→ Material:

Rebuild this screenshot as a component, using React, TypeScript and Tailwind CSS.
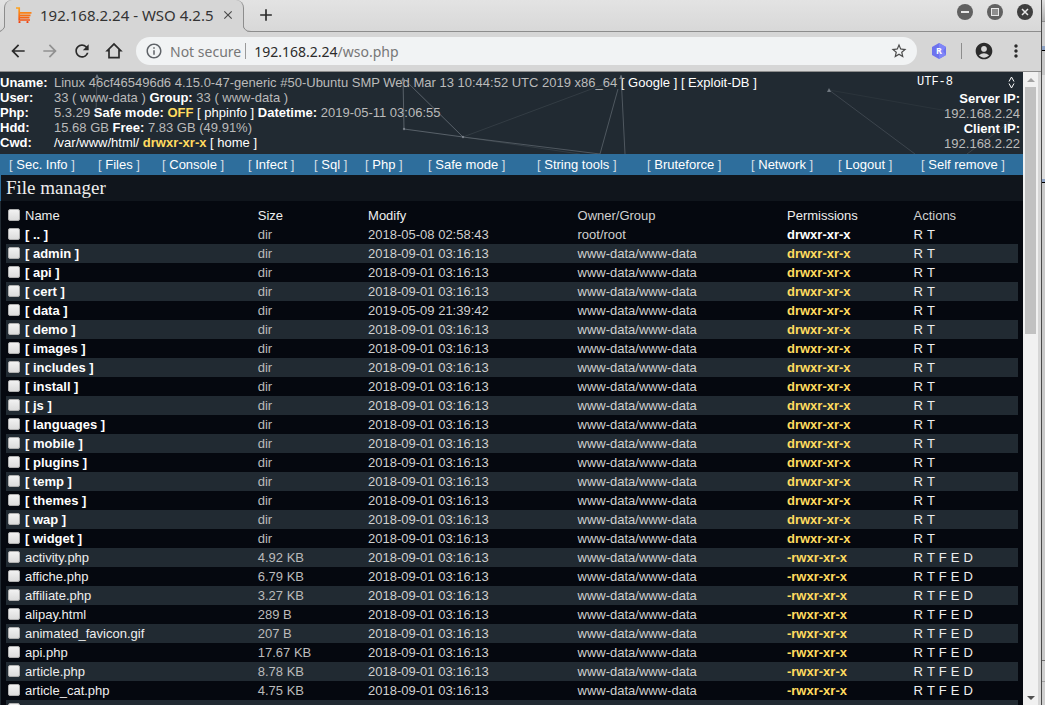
import type { ReactNode } from "react";
import {
  MdAccountCircle,
  MdAdd,
  MdArrowBack,
  MdArrowForward,
  MdClose,
  MdMoreVert,
  MdOutlineInfo,
  MdRefresh,
  MdStarBorder,
} from "react-icons/md";

type Entry = {
  name: string;
  size: string;
  modified: string;
  owner: string;
  perms: string;
};

const DEFAULT_DATE = "2018-09-01 03:16:13";
const DEFAULT_OWNER = "www-data/www-data";

function dir(name: string, modified = DEFAULT_DATE, owner = DEFAULT_OWNER): Entry {
  return { name, size: "dir", modified, owner, perms: "drwxr-xr-x" };
}

function file(name: string, size: string): Entry {
  return { name, size, modified: DEFAULT_DATE, owner: DEFAULT_OWNER, perms: "-rwxr-xr-x" };
}

const entries: Entry[] = [
  dir("..", "2018-05-08 02:58:43", "root/root"),
  dir("admin"),
  dir("api"),
  dir("cert"),
  dir("data", "2019-05-09 21:39:42"),
  dir("demo"),
  dir("images"),
  dir("includes"),
  dir("install"),
  dir("js"),
  dir("languages"),
  dir("mobile"),
  dir("plugins"),
  dir("temp"),
  dir("themes"),
  dir("wap"),
  dir("widget"),
  file("activity.php", "4.92 KB"),
  file("affiche.php", "6.79 KB"),
  file("affiliate.php", "3.27 KB"),
  file("alipay.html", "289 B"),
  file("animated_favicon.gif", "207 B"),
  file("api.php", "17.67 KB"),
  file("article.php", "8.78 KB"),
  file("article_cat.php", "4.75 KB"),
];

const menu = [
  "Sec. Info",
  "Files",
  "Console",
  "Infect",
  "Sql",
  "Php",
  "Safe mode",
  "String tools",
  "Bruteforce",
  "Network",
  "Logout",
  "Self remove",
];

export default function App() {
  return (
    <div className="flex h-screen overflow-hidden bg-[#d6d6d6] font-['Liberation_Sans',sans-serif]">
      <div className="flex min-w-0 flex-1 flex-col">
        <TabStrip />
        <Toolbar />
        <div className="flex min-h-0 flex-1 border-t border-[#8d8d8d] pr-[3px]">
          <main className="flex min-w-0 flex-1 flex-col overflow-hidden bg-[#05080f] text-[13px] leading-[15px] text-[#bbbbbb]">
            <ServerInfo />
            <Menu />
            <h1 className="border-l border-[#2e6e9c] bg-[#10151c] pl-[5px] font-['Liberation_Serif',serif] text-[19px] leading-[26px] text-[#eeeeee]">
              File manager
            </h1>
            <FileTable />
          </main>
          <Scrollbar />
        </div>
      </div>
      <Backdrop />
    </div>
  );
}

function TabStrip() {
  return (
    <div className="flex h-8 shrink-0 border-b border-[#8d8d8d] bg-linear-to-b from-[#e3e3e3] to-[#d8d8d8] font-['Noto_Sans',sans-serif]">
      <div className="relative ml-1 flex h-8 w-[240px] items-center rounded-t-lg border-x border-[#8d8d8d] bg-[#d6d6d6] pb-[2px] pl-[11px]">
        <TabFlare className="absolute bottom-0 -left-2 h-2 w-2" />
        <CartIcon />
        <span className="ml-2 text-[15px] leading-5 whitespace-nowrap text-[#333333]">192.168.2.24 - WSO 4.2.5</span>
        <button className="mr-2 ml-auto text-[#4a4a4a]" aria-label="Close tab">
          <MdClose className="h-[14px] w-[14px]" stroke="currentColor" aria-hidden />
        </button>
        <TabFlare className="absolute -right-2 bottom-0 h-2 w-2 -scale-x-100" />
      </div>
      <button className="ml-3 pb-[2px] text-[#2b2b2b]" aria-label="New tab">
        <MdAdd className="h-5 w-5" aria-hidden />
      </button>
      <div className="mr-2 ml-auto flex items-center gap-[14px] pb-2">
        <WindowButton label="Minimize">
          <path d="M4 8h8" stroke="#e8e8e8" strokeWidth="2" />
        </WindowButton>
        <WindowButton label="Maximize">
          <rect x="4.5" y="4.5" width="7" height="7" fill="#8f8f8f" stroke="#e8e8e8" />
        </WindowButton>
        <WindowButton label="Close">
          <path d="M5 5l6 6M11 5l-6 6" stroke="#e8e8e8" strokeWidth="1.5" />
        </WindowButton>
      </div>
    </div>
  );
}

function TabFlare({ className }: { className: string }) {
  return (
    <svg className={className} viewBox="0 0 8 8" aria-hidden>
      <path d="M0 8Q8 8 8 0V8Z" fill="#d6d6d6" />
      <path d="M0 7.5Q7.5 7.5 8 0" fill="none" stroke="#8d8d8d" />
    </svg>
  );
}

function CartIcon() {
  return (
    <svg className="h-4 w-4 shrink-0" viewBox="0 0 16 16" fill="none" aria-hidden>
      <defs>
        <linearGradient id="cart" gradientUnits="userSpaceOnUse" x1="0" y1="0" x2="0" y2="16">
          <stop offset="0" stopColor="#ffa81f" />
          <stop offset="1" stopColor="#f0420f" />
        </linearGradient>
      </defs>
      <path d="M0 1h3.200v12H14M3 5.800h12.500M3 8.300h11.500M3 10.700h10.500" stroke="url(#cart)" strokeWidth="1.700" />
      <circle cx="3.500" cy="15" r="1.100" fill="#f0420f" />
      <circle cx="11.500" cy="15" r="1.100" fill="#f0420f" />
    </svg>
  );
}

function WindowButton({ label, children }: { label: string; children: ReactNode }) {
  return (
    <button aria-label={label}>
      <svg className="h-4 w-4" viewBox="0 0 16 16" fill="none" aria-hidden>
        <circle cx="8" cy="8" r="8" fill={label === "Close" ? "#3f3f3f" : "#616161"} />
        {children}
      </svg>
    </button>
  );
}

function Toolbar() {
  return (
    <div className="flex h-[39px] shrink-0 items-center pr-[15px] pb-px pl-2 font-['Noto_Sans',sans-serif] text-[14px] text-[#2b2b2b]">
      <div className="flex gap-3">
        <button aria-label="Back">
          <MdArrowBack className="h-5 w-5" stroke="currentColor" aria-hidden />
        </button>
        <button className="text-[#919191]" aria-label="Forward">
          <MdArrowForward className="h-5 w-5" stroke="currentColor" aria-hidden />
        </button>
        <button aria-label="Reload">
          <MdRefresh className="h-5 w-5" stroke="currentColor" aria-hidden />
        </button>
        <button aria-label="Home">
          <svg className="h-5 w-5" viewBox="0 0 24 24" fill="currentColor" aria-hidden>
            <path fillRule="evenodd" d="M12 2 1.500 12.500H5V21h14v-8.500h3.500ZM12 5l5 5v9H7v-9Z" />
          </svg>
        </button>
      </div>
      <div className="ml-3 flex h-7 min-w-0 flex-1 items-center rounded-full bg-[#f1f3f4] pr-[9px] pl-[9px]">
        <MdOutlineInfo className="h-[18px] w-[18px] shrink-0 text-[#5f6368]" aria-hidden />
        <span className="ml-[7px] whitespace-nowrap text-[#777777]">Not secure</span>
        <span className="mr-2 ml-1 h-4 w-px bg-[#9a9a9a]" />
        <span className="flex-1 text-[#2b2b2b]">
          192.168.2.24<span className="text-[#777777]">/wso.php</span>
        </span>
        <button className="text-[#4a4a4a]" aria-label="Bookmark this page">
          <MdStarBorder className="h-[18px] w-[18px]" aria-hidden />
        </button>
      </div>
      <button className="ml-[14px]" aria-label="Extension">
        <svg className="h-4 w-4" viewBox="0 0 16 16" aria-hidden>
          <path d="M8 0l7 4v8l-7 4-7-4V4Z" fill="#6d72ee" />
          <path d="M8 0l7 4-3 4 3 4-7 4Z" fill="#7f86f7" />
          <text x="8" y="11" textAnchor="middle" fontSize="9" fontWeight="700" fill="#ffffff">
            R
          </text>
        </svg>
      </button>
      <span className="ml-[14px] h-4 w-px bg-[#8d8d8d]" />
      <button className="ml-3" aria-label="Profile">
        <MdAccountCircle className="h-5 w-5" aria-hidden />
      </button>
      <button className="ml-3" aria-label="Browser menu">
        <MdMoreVert className="h-5 w-5" aria-hidden />
      </button>
    </div>
  );
}

function Label({ children }: { children: ReactNode }) {
  return <b className="text-white">{children}</b>;
}

function HeaderLink({ children }: { children: ReactNode }) {
  return (
    <a className="text-white" href="#">
      [ {children} ]
    </a>
  );
}

function InfoRow({ label, children }: { label: string; children: ReactNode }) {
  return (
    <>
      <dt className="font-bold text-white">{label}</dt>
      <dd className="whitespace-nowrap">{children}</dd>
    </>
  );
}

function ServerInfo() {
  return (
    <section className="relative flex h-[82px] shrink-0 justify-between bg-[#212a32] pt-[3px]">
      <Constellation />
      <dl className="grid grid-cols-[54px_1fr] content-start">
        <InfoRow label="Uname:">
          Linux 46cf465496d6 4.15.0-47-generic #50-Ubuntu SMP Wed Mar 13 10:44:52 UTC 2019 x86_64{" "}
          <HeaderLink>Google</HeaderLink> <HeaderLink>Exploit-DB</HeaderLink>
        </InfoRow>
        <InfoRow label="User:">
          33 ( www-data ) <Label>Group:</Label> 33 ( www-data )
        </InfoRow>
        <InfoRow label="Php:">
          5.3.29 <Label>Safe mode:</Label> <b className="text-[#ffdb5f]">OFF</b> <HeaderLink>phpinfo</HeaderLink>{" "}
          <Label>Datetime:</Label> 2019-05-11 03:06:55
        </InfoRow>
        <InfoRow label="Hdd:">
          15.68 GB <Label>Free:</Label> 7.83 GB (49.91%)
        </InfoRow>
        <InfoRow label="Cwd:">
          <a className="text-white" href="#">
            /var/www/html/
          </a>{" "}
          <b className="text-[#ffdb5f]">drwxr-xr-x</b> <HeaderLink>home</HeaderLink>
        </InfoRow>
      </dl>
      <div className="flex flex-col items-end pr-[3px] text-right">
        <div className="flex h-4 items-start">
          <select
            className="w-[91px] appearance-none bg-transparent font-['Liberation_Mono',monospace] text-[12px] leading-[14px] text-white"
            aria-label="Charset"
          >
            <option>UTF-8</option>
          </select>
          <svg className="mr-[5px] h-[14px] w-[7px]" viewBox="0 0 7 14" fill="none" stroke="#ffffff" aria-hidden>
            <path d="M1 6.500 3.500 2 6 6.500M1 8.500 3.500 13 6 8.500" />
          </svg>
        </div>
        <Label>Server IP:</Label>
        <span>192.168.2.24</span>
        <Label>Client IP:</Label>
        <span>192.168.2.22</span>
      </div>
    </section>
  );
}

function Constellation() {
  return (
    <svg
      className="pointer-events-none absolute inset-0 h-full w-full"
      viewBox="0 0 1023 82"
      preserveAspectRatio="none"
      fill="none"
      stroke="#7d858e"
      aria-hidden
    >
      <path d="M97 3 96 42" strokeOpacity=".4" />
      <path d="M403 6 404 57 463 65 403 6" strokeOpacity=".6" />
      <path d="M463 65 600 82M618 17 600 82M621 3 625 82" strokeOpacity=".5" />
      <path d="M463 65 621 6M463 65 580 82" strokeOpacity=".2" />
      <path d="M829 18 915 82M967 82 1010 50" strokeOpacity=".3" />
      <path d="M829 18 1010 50" strokeOpacity=".1" />
      <g fill="#8f969e" fillOpacity=".7" stroke="none">
        <path d="M97 2l2 4h-4ZM403 5l2 4h-4ZM621 3l2 4h-4ZM829 16l2 4h-4Z" />
        <circle cx="404" cy="57" r="1.200" />
        <circle cx="463" cy="65" r="1.200" />
      </g>
    </svg>
  );
}

function Menu() {
  return (
    <nav className="grid shrink-0 grid-cols-[89fr_64fr_86fr_66fr_51fr_63fr_109fr_110fr_104fr_87fr_83fr_102fr] bg-[#2e6e9c] pl-[9px] leading-[21px] whitespace-nowrap text-[#d5dde4]">
      {menu.map((item) => (
        <span key={item}>
          [{" "}
          <a className="text-white" href="#">
            {item}
          </a>{" "}
          ]
        </span>
      ))}
    </nav>
  );
}

function Check({ label }: { label: string }) {
  return (
    <input
      type="checkbox"
      aria-label={label}
      className="mb-[2px] ml-[2px] block h-3 w-3 appearance-none rounded-[2px] border border-[#b0b0b0] bg-linear-to-b from-[#f2f2f2] to-[#dcdcdc]"
    />
  );
}

function FileTable() {
  return (
    <div className="min-h-0 flex-1 overflow-hidden border-x border-l-[#212a32] border-r-[#05080f] pt-[5px] pr-1 pl-[5px]">
      <table className="w-full table-fixed leading-[19px] whitespace-nowrap">
        <colgroup>
          <col className="w-[19px]" />
          <col className="w-[23%]" />
          <col className="w-[10.9%]" />
          <col className="w-[20.7%]" />
          <col className="w-[20.7%]" />
          <col className="w-[12.5%]" />
          <col />
        </colgroup>
        <thead>
          <tr className="h-[19px] text-left text-[#eeeeee] [&>th]:font-normal">
            <th>
              <Check label="Select all" />
            </th>
            <th>Name</th>
            <th>Size</th>
            <th>Modify</th>
            <th className="text-[#d0d0d0]">Owner/Group</th>
            <th>Permissions</th>
            <th className="text-[#d0d0d0]">Actions</th>
          </tr>
        </thead>
        <tbody>
          {entries.map((entry) => (
            <FileRow entry={entry} key={entry.name} />
          ))}
          {/* next row, cut off by the bottom of the window */}
          <tr className="h-[19px] bg-[#212a32]">
            <td>
              <Check label="Select next entry" />
            </td>
            <td colSpan={6} />
          </tr>
        </tbody>
      </table>
    </div>
  );
}

function FileRow({ entry }: { entry: Entry }) {
  const isDir = entry.size === "dir";
  const actions = isDir ? ["R", "T"] : ["R", "T", "F", "E", "D"];
  return (
    <tr className="h-[19px] even:bg-[#212a32]">
      <td>
        <Check label={`Select ${entry.name}`} />
      </td>
      <td>
        <a className={isDir ? "font-bold text-white" : "text-[#eeeeee]"} href="#">
          {isDir ? `[ ${entry.name} ]` : entry.name}
        </a>
      </td>
      <td>{entry.size}</td>
      <td className="text-[#d0d0d0]">{entry.modified}</td>
      <td className="text-[#d0d0d0]">{entry.owner}</td>
      <td>
        <a className={`font-bold ${entry.name === ".." ? "text-white" : "text-[#ffdb5f]"}`} href="#">
          {entry.perms}
        </a>
      </td>
      <td>
        <span className="flex gap-1 text-[#eeeeee]">
          {actions.map((action) => (
            <a href="#" key={action}>
              {action}
            </a>
          ))}
        </span>
      </td>
    </tr>
  );
}

function Scrollbar() {
  return (
    <div className="flex w-[15px] shrink-0 flex-col items-center bg-[#f1f1f1]">
      <button className="flex h-[15px] items-center" aria-label="Scroll up">
        <svg className="h-1 w-2" viewBox="0 0 8 4" fill="#a3a3a3" aria-hidden>
          <path d="M4 0 8 4H0Z" />
        </svg>
      </button>
      <div className="min-h-0 w-[11px] flex-1">
        <div className="h-[41%] bg-[#c1c1c1]" />
      </div>
      <button className="flex h-[15px] items-center" aria-label="Scroll down">
        <svg className="h-1 w-2" viewBox="0 0 8 4" fill="#505050" aria-hidden>
          <path d="M0 0H8L4 4Z" />
        </svg>
      </button>
    </div>
  );
}

// Sliver of the window lying behind this one
function Backdrop() {
  return (
    <div className="flex w-1 shrink-0 flex-col border-l border-[#4a4a4a] bg-[#cfcfcf]">
      <div className="h-[21px] bg-linear-to-b from-[#e0e0e0] to-[#b0b0b0]" />
      <div className="h-[25px] border-t border-[#8d8d8d]" />
      <div className="h-[5px] border-b border-black bg-[#8ea3c4]" />
      <div className="h-[24px] bg-[#c6c6c6]" />
      <div className="h-[104px] bg-[#dddddd]" />
      <div className="h-1 border-b border-black bg-[#8ea3c4]" />
      <div className="flex-1 bg-[#c9c9c9]" />
      <div className="h-[21px] border-t border-[#707070]" />
      <div className="h-6 border-t border-[#a0a0a0]" />
    </div>
  );
}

→ Written exercise: Return a copy of every line that includes the word "this".

→ The output:
Rebuild this screenshot as a component, using React, TypeScript and Tailwind CSS.
        <button className="text-[#4a4a4a]" aria-label="Bookmark this page">
// Sliver of the window lying behind this one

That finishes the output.